In the 9 months I have been with GENI with a Pro membership there are a couple of very helpful features that have been dropped. That has been a disappointment. I would definitely be willing to pay a "Deluxe Pro" monthly fee to have them restored. Those two features are the following:
(1) Full Tree Export
Until MyHeritage took over GENI, I was able to export my entire ancestry. Now that is limited to only a fraction of my ancestry. The reason this is important to me is because it allows me to do certain kinds of significant genealogical research which is simply impossible with GENI in any practical sense. For example, when I import data into one genealogy program on my computer, it allows me to see each and every line of descent from one ancestor to me. Sometimes that shows dozens of lines. GENI has no feature like that which shows every line. I would be glad to pay more to have this export function restored and available to me.
(2) Ancestors Total
Up until the past few weeks the home page Statistics listed how many ancestors I had. (Now it's capped off at 5,000 and has become a meaningless figure for me.) Having the total number of ancestors listed was a major encouragement to me as I started out and saw that number growing. It certainly motivated me to plug away at the research. And as it continued to grow I would share with my friends on FaceBook how many ancestors were now in the list. This was great advertising for GENI, and my friends were astounded that anyone might have that many.

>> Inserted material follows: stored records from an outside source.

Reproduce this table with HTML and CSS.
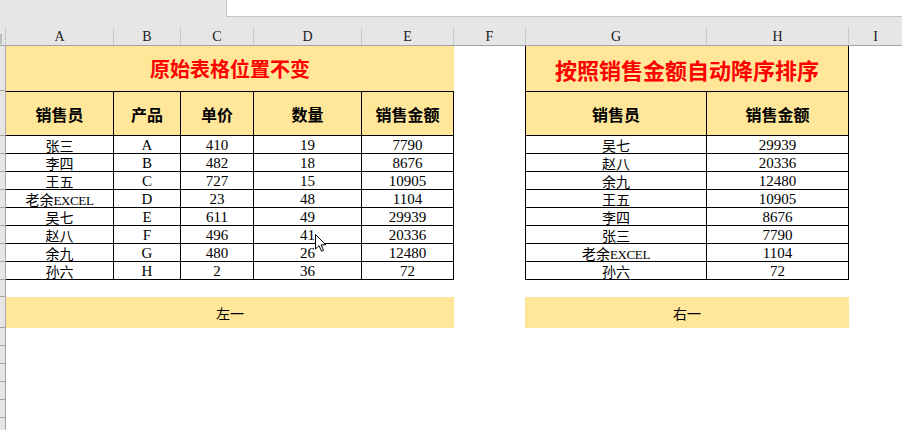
FILE: index.html
```html
<!DOCTYPE html>
<html lang="zh-CN">
<head>
<meta charset="utf-8">
<title>销售金额排序</title>
<link rel="stylesheet" href="styles.css">
</head>
<body>
<div class="topbar"><div class="namebox"></div></div>
<div class="colhead">
  <div class="corner"><span class="corner-mark"></span></div>
  <div class="ch">A</div><div class="ch">B</div><div class="ch">C</div><div class="ch">D</div><div class="ch">E</div>
  <div class="ch ch-f">F</div><div class="ch ch-g">G</div><div class="ch">H</div><div class="ch ch-i">I</div>
</div>
<div class="sheet">
  <!-- title row -->
  <div class="rh"></div>
  <div class="title">原始表格位置不变</div>
  <div></div>
  <div class="title title-r">按照销售金额自动降序排序</div>
  <div></div>
  <!-- header row -->
  <div class="rh"></div>
  <div class="hd">销售员</div><div class="hd">产品</div><div class="hd">单价</div><div class="hd">数量</div><div class="hd">销售金额</div>
  <div></div>
  <div class="hd first-r">销售员</div><div class="hd">销售金额</div>
  <div></div>
  <!-- data rows -->
  <div class="rh"></div><div class="td nm">张三</div><div class="td">A</div><div class="td">410</div><div class="td">19</div><div class="td">7790</div><div></div><div class="td nm first-r">吴七</div><div class="td">29939</div><div></div>
  <div class="rh"></div><div class="td nm">李四</div><div class="td">B</div><div class="td">482</div><div class="td">18</div><div class="td">8676</div><div></div><div class="td nm first-r">赵八</div><div class="td">20336</div><div></div>
  <div class="rh"></div><div class="td nm">王五</div><div class="td">C</div><div class="td">727</div><div class="td">15</div><div class="td">10905</div><div></div><div class="td nm first-r">余九</div><div class="td">12480</div><div></div>
  <div class="rh"></div><div class="td nm">老余<span class="lat">EXCEL</span></div><div class="td">D</div><div class="td">23</div><div class="td">48</div><div class="td">1104</div><div></div><div class="td nm first-r">王五</div><div class="td">10905</div><div></div>
  <div class="rh"></div><div class="td nm">吴七</div><div class="td">E</div><div class="td">611</div><div class="td">49</div><div class="td">29939</div><div></div><div class="td nm first-r">李四</div><div class="td">8676</div><div></div>
  <div class="rh"></div><div class="td nm">赵八</div><div class="td">F</div><div class="td">496</div><div class="td">41</div><div class="td">20336</div><div></div><div class="td nm first-r">张三</div><div class="td">7790</div><div></div>
  <div class="rh"></div><div class="td nm">余九</div><div class="td">G</div><div class="td">480</div><div class="td">26</div><div class="td">12480</div><div></div><div class="td nm first-r">老余<span class="lat">EXCEL</span></div><div class="td">1104</div><div></div>
  <div class="rh"></div><div class="td nm">孙六</div><div class="td">H</div><div class="td">2</div><div class="td">36</div><div class="td">72</div><div></div><div class="td nm first-r">孙六</div><div class="td">72</div><div></div>
  <!-- blank row -->
  <div class="rh"></div><div class="full"></div>
  <!-- label row -->
  <div class="rh"></div>
  <div class="box">左一</div>
  <div></div>
  <div class="box box-r">右一</div>
  <div></div>
  <!-- empty rows -->
  <div class="rh"></div><div class="full"></div>
  <div class="rh"></div><div class="full"></div>
  <div class="rh"></div><div class="full"></div>
  <div class="rh"></div><div class="full"></div>
  <div class="rh"></div><div class="full"></div>
  <div class="rh"></div><div class="full"></div>
</div>
<svg class="cursor" width="13" height="20" viewBox="0 0 13 20" aria-hidden="true">
  <path d="M1.5 1.5 L1.5 16 L5 12.6 L7.6 18.3 L9.6 17.4 L7.1 11.8 L11.8 11.8 Z" fill="#fff" stroke="#000" stroke-width="1" stroke-linejoin="miter"/>
</svg>
</body>
</html>
```
FILE: styles.css
```css
html, body {
  margin: 0;
  padding: 0;
}
body {
  width: 902px;
  height: 430px;
  overflow: hidden;
  background: #ffffff;
  position: relative;
  font-family: "Liberation Serif", "Noto Sans CJK SC", serif;
  color: #000;
}

.topbar {
  height: 28px;
  background: #e6e6e6;
  display: flex;
  justify-content: flex-end;
}
.namebox {
  width: 675px;
  height: 16px;
  background: #ffffff;
  border-left: 1px solid #c6c6c6;
  border-bottom: 1px solid #c6c6c6;
}

.colhead,
.sheet {
  display: grid;
  grid-template-columns: 6px 108px 67px 73px 108px 92px 71px 182px 142px 1fr;
}
.colhead {
  height: 17px;
  background: #e6e6e6;
  border-bottom: 1px solid #a3a3a3;
}
.corner {
  border-right: 1px solid #c8c8c8;
  display: flex;
  align-items: center;
}
.corner-mark {
  width: 2px;
  height: 10px;
  background: #bdbdbd;
  margin-top: 4px;
}
.ch {
  border-right: 1px solid #c8c8c8;
  text-align: center;
  font-family: "Liberation Serif", serif;
  font-size: 14px;
  line-height: 16px;
  padding-top: 1px;
  height: 16px;
  color: #1a1a1a;
}
.ch-f { border-right: none; }
.ch-g { border-left: 1px solid #c8c8c8; }
.ch-i { border-right: none; }

.sheet {
  grid-template-rows: 45px 45px repeat(8, 18px) 17px 31px repeat(6, 18px);
}
.sheet > div {
  box-sizing: border-box;
  min-width: 0;
}
.rh {
  background: #e6e6e6;
  border-right: 1px solid #a8a8a8;
  border-bottom: 1px solid #a3a3a3;
}

.title {
  grid-column: span 5;
  background: #ffe699;
  color: #ff0000;
  font-family: "Noto Sans CJK SC", sans-serif;
  font-weight: 700;
  font-size: 20px;
  line-height: 26px;
  display: flex;
  align-items: center;
  justify-content: center;
  padding-top: 1px;
}
.title-r {
  grid-column: span 2;
  font-size: 22px;
  border-left: 1px solid #000;
  border-right: 1px solid #000;
}

.hd {
  background: #ffe699;
  border-top: 1px solid #000;
  border-right: 1px solid #000;
  border-bottom: 1px solid #000;
  font-family: "Noto Sans CJK SC", sans-serif;
  font-weight: 700;
  font-size: 16px;
  line-height: 22px;
  display: flex;
  align-items: center;
  justify-content: center;
}

.td {
  border-right: 1px solid #000;
  border-bottom: 1px solid #000;
  font-family: "Liberation Serif", "Noto Sans CJK SC", serif;
  font-size: 15px;
  line-height: 16px;
  text-align: center;
  padding-top: 1px;
  white-space: nowrap;
  overflow: hidden;
}
.nm {
  font-family: "Noto Sans CJK SC", sans-serif;
  font-size: 14px;
}
.lat {
  font-family: "Liberation Serif", serif;
  font-size: 13px;
  letter-spacing: -0.4px;
}
.first-r {
  border-left: 1px solid #000;
}

.full {
  grid-column: span 9;
}

.box {
  grid-column: span 5;
  background: #ffe699;
  font-family: "Noto Sans CJK SC", sans-serif;
  font-size: 14px;
  line-height: 20px;
  display: flex;
  align-items: center;
  justify-content: center;
}
.box-r {
  grid-column: span 2;
}

.cursor {
  position: absolute;
  left: 314px;
  top: 233px;
}
```
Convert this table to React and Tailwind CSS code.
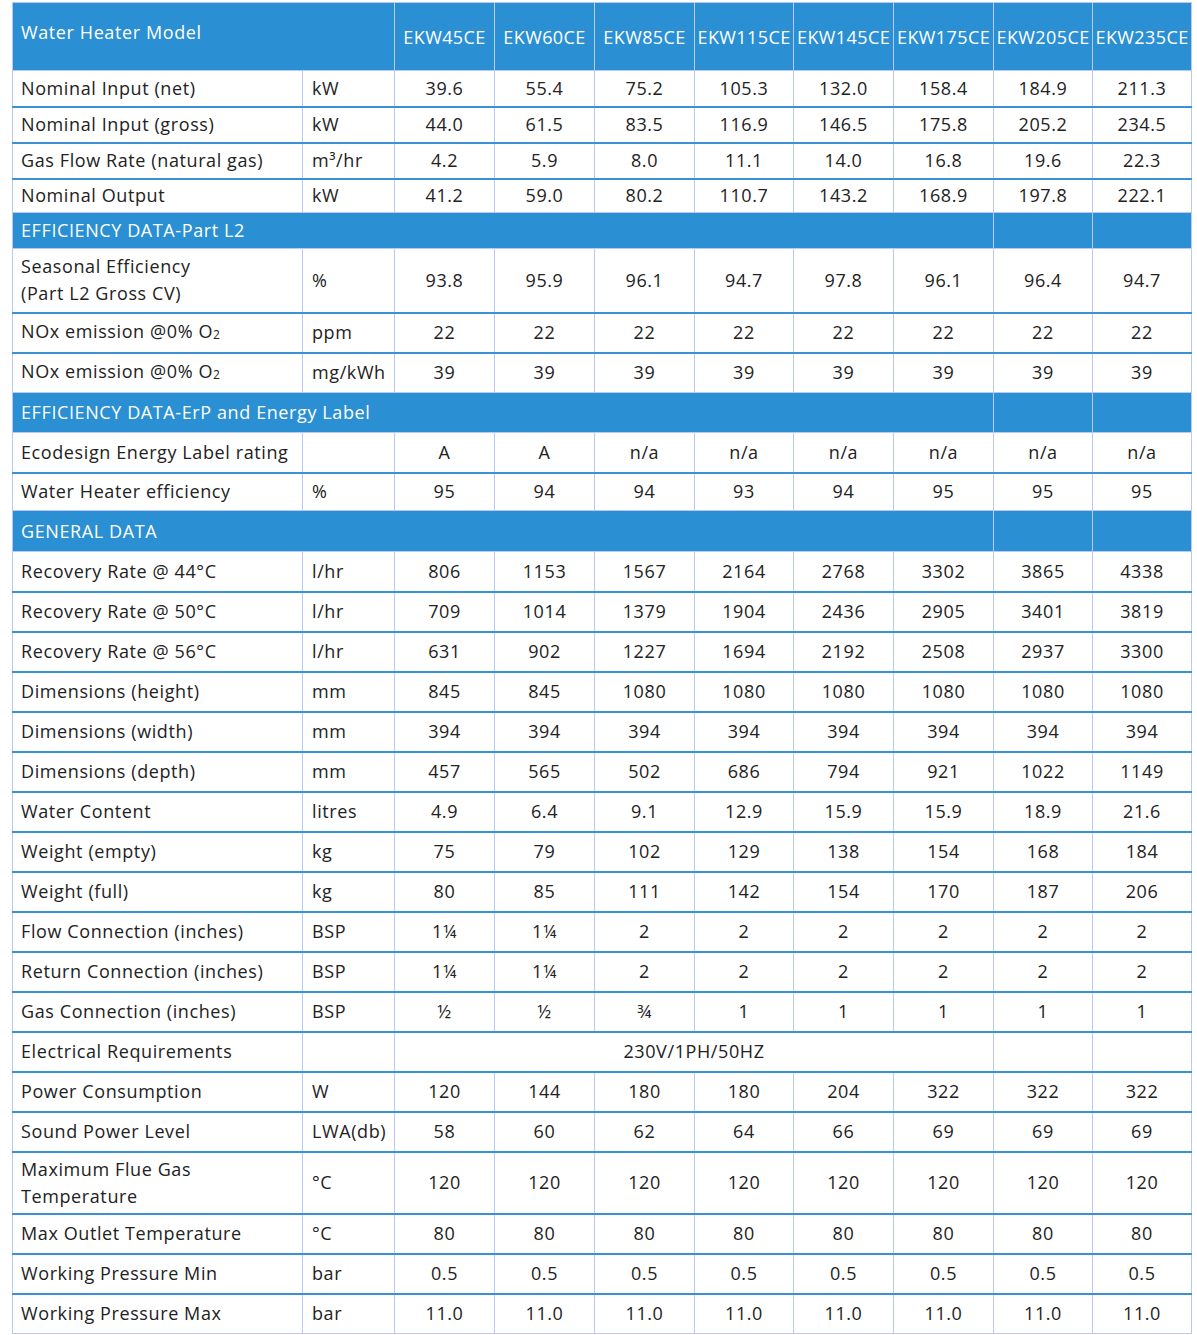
const models = ["EKW45CE", "EKW60CE", "EKW85CE", "EKW115CE", "EKW145CE", "EKW175CE", "EKW205CE", "EKW235CE"];

const O2 = (
  <>
    NOx emission @0% O<span className="text-[12px] align-[-1px]">2</span>
  </>
);

const rows = [
  { label: "Nominal Input (net)", unit: "kW", h: 36, vals: ["39.6", "55.4", "75.2", "105.3", "132.0", "158.4", "184.9", "211.3"] },
  { label: "Nominal Input (gross)", unit: "kW", h: 36, vals: ["44.0", "61.5", "83.5", "116.9", "146.5", "175.8", "205.2", "234.5"] },
  { label: "Gas Flow Rate (natural gas)", unit: "m³/hr", h: 36, vals: ["4.2", "5.9", "8.0", "11.1", "14.0", "16.8", "19.6", "22.3"] },
  { label: "Nominal Output", unit: "kW", h: 34, vals: ["41.2", "59.0", "80.2", "110.7", "143.2", "168.9", "197.8", "222.1"] },
  { section: "EFFICIENCY DATA-Part L2", h: 36 },
  {
    label: (
      <>
        Seasonal Efficiency
        <br />
        (Part L2 Gross CV)
      </>
    ),
    unit: "%",
    h: 64,
    vals: ["93.8", "95.9", "96.1", "94.7", "97.8", "96.1", "96.4", "94.7"],
  },
  { label: O2, unit: "ppm", h: 40, vals: ["22", "22", "22", "22", "22", "22", "22", "22"] },
  { label: O2, unit: "mg/kWh", h: 40, vals: ["39", "39", "39", "39", "39", "39", "39", "39"] },
  { section: "EFFICIENCY DATA-ErP and Energy Label", h: 40 },
  { label: "Ecodesign Energy Label rating", unit: "", h: 40, vals: ["A", "A", "n/a", "n/a", "n/a", "n/a", "n/a", "n/a"] },
  { label: "Water Heater efficiency", unit: "%", h: 38, vals: ["95", "94", "94", "93", "94", "95", "95", "95"] },
  { section: "GENERAL DATA", h: 41 },
  { label: "Recovery Rate @ 44°C", unit: "l/hr", h: 40, vals: ["806", "1153", "1567", "2164", "2768", "3302", "3865", "4338"] },
  { label: "Recovery Rate @ 50°C", unit: "l/hr", h: 40, vals: ["709", "1014", "1379", "1904", "2436", "2905", "3401", "3819"] },
  { label: "Recovery Rate @ 56°C", unit: "l/hr", h: 40, vals: ["631", "902", "1227", "1694", "2192", "2508", "2937", "3300"] },
  { label: "Dimensions (height)", unit: "mm", h: 40, vals: ["845", "845", "1080", "1080", "1080", "1080", "1080", "1080"] },
  { label: "Dimensions (width)", unit: "mm", h: 40, vals: ["394", "394", "394", "394", "394", "394", "394", "394"] },
  { label: "Dimensions (depth)", unit: "mm", h: 40, vals: ["457", "565", "502", "686", "794", "921", "1022", "1149"] },
  { label: "Water Content", unit: "litres", h: 40, vals: ["4.9", "6.4", "9.1", "12.9", "15.9", "15.9", "18.9", "21.6"] },
  { label: "Weight (empty)", unit: "kg", h: 40, vals: ["75", "79", "102", "129", "138", "154", "168", "184"] },
  { label: "Weight (full)", unit: "kg", h: 40, vals: ["80", "85", "111", "142", "154", "170", "187", "206"] },
  { label: "Flow Connection (inches)", unit: "BSP", h: 40, vals: ["1¼", "1¼", "2", "2", "2", "2", "2", "2"] },
  { label: "Return Connection (inches)", unit: "BSP", h: 40, vals: ["1¼", "1¼", "2", "2", "2", "2", "2", "2"] },
  { label: "Gas Connection (inches)", unit: "BSP", h: 40, vals: ["½", "½", "¾", "1", "1", "1", "1", "1"] },
  { label: "Electrical Requirements", unit: "", h: 40, span: "230V/1PH/50HZ" },
  { label: "Power Consumption", unit: "W", h: 40, vals: ["120", "144", "180", "180", "204", "322", "322", "322"] },
  { label: "Sound Power Level", unit: "LWA(db)", h: 40, vals: ["58", "60", "62", "64", "66", "69", "69", "69"] },
  {
    label: (
      <>
        Maximum Flue Gas
        <br />
        Temperature
      </>
    ),
    unit: "°C",
    h: 62,
    vals: ["120", "120", "120", "120", "120", "120", "120", "120"],
  },
  { label: "Max Outlet Temperature", unit: "°C", h: 40, vals: ["80", "80", "80", "80", "80", "80", "80", "80"] },
  { label: "Working Pressure Min", unit: "bar", h: 40, vals: ["0.5", "0.5", "0.5", "0.5", "0.5", "0.5", "0.5", "0.5"] },
  { label: "Working Pressure Max", unit: "bar", h: 40, vals: ["11.0", "11.0", "11.0", "11.0", "11.0", "11.0", "11.0", "11.0"] },
];

const widths = [290, 92, 100, 100, 100, 99, 100, 100, 99, 99];

export default function App() {
  return (
    <div className="min-h-[1335px] bg-white pt-[2px] pl-[12px] font-['Open_Sans',sans-serif] text-[18px] tracking-[0.6px] text-[#222]">
      <table className="w-[1179px] table-fixed border-collapse border border-[#b9c9f1]">
        <colgroup>
          {widths.map((w, i) => (
            <col key={i} style={{ width: w }} />
          ))}
        </colgroup>
        <thead>
          <tr className="h-[68px] bg-[#2a8fd3] text-white">
            <th colSpan={2} className="border border-[#b9c9f1] pb-[8px] pl-[8px] text-left font-normal">
              Water Heater Model
            </th>
            {models.map((m) => (
              <th key={m} className="border border-[#b9c9f1] pt-[2px] text-center font-normal tracking-[0.4px] whitespace-nowrap">
                {m}
              </th>
            ))}
          </tr>
        </thead>
        <tbody>
          {rows.map((r, i) => {
            const prev = rows[i - 1];
            const top = !r.section && prev && !prev.section ? "border-t-2 border-t-[#3a92d5]" : "";
            const cell = `border-x border-b border-[#b9c9f1] ${top}`;
            if (r.section) {
              return (
                <tr key={i} className="bg-[#2a8fd3] text-white" style={{ height: r.h }}>
                  <td colSpan={8} className="border border-[#b9c9f1] pl-[8px] text-left">
                    {r.section}
                  </td>
                  <td className="border border-[#b9c9f1]" />
                  <td className="border border-[#b9c9f1]" />
                </tr>
              );
            }
            return (
              <tr key={i} style={{ height: r.h }}>
                <td className={`${cell} pl-[8px] leading-[27px]`}>{r.label}</td>
                <td className={`${cell} pl-[9px] whitespace-nowrap`}>{r.unit}</td>
                {r.span ? (
                  <>
                    <td colSpan={6} className={`${cell} text-center`}>
                      {r.span}
                    </td>
                    <td className={cell} />
                    <td className={cell} />
                  </>
                ) : (
                  r.vals.map((v, j) => (
                    <td key={j} className={`${cell} text-center`}>
                      {v}
                    </td>
                  ))
                )}
              </tr>
            );
          })}
        </tbody>
      </table>
    </div>
  );
}
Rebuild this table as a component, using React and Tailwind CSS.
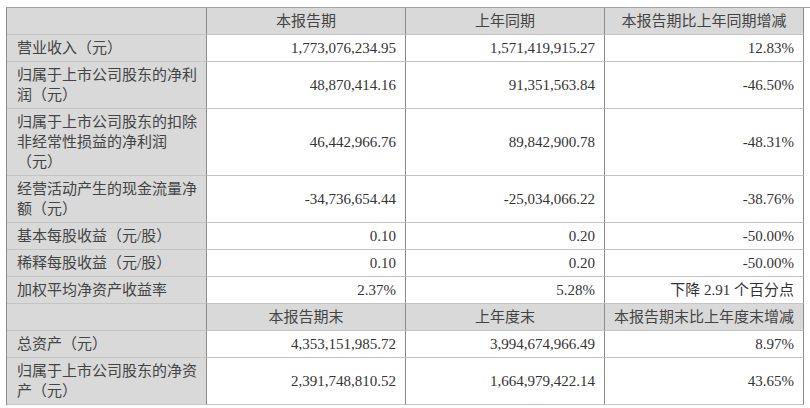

As a result, a good number of my friends have asked about GENI and its costs and its other features. Just before GENI capped this statistic at 5,000 I had reached almost 11 times that number (just over 54,000). I suppose that GENI has eliminated this feature because it takes up more computing power and slows down other GENI server functions.
Regardless, I'd be willing to pay more to have a "Deluxe Pro" membership with such features restored. (And maybe you could give such members those private note fields in each profile where they could store their own private notes and research information.)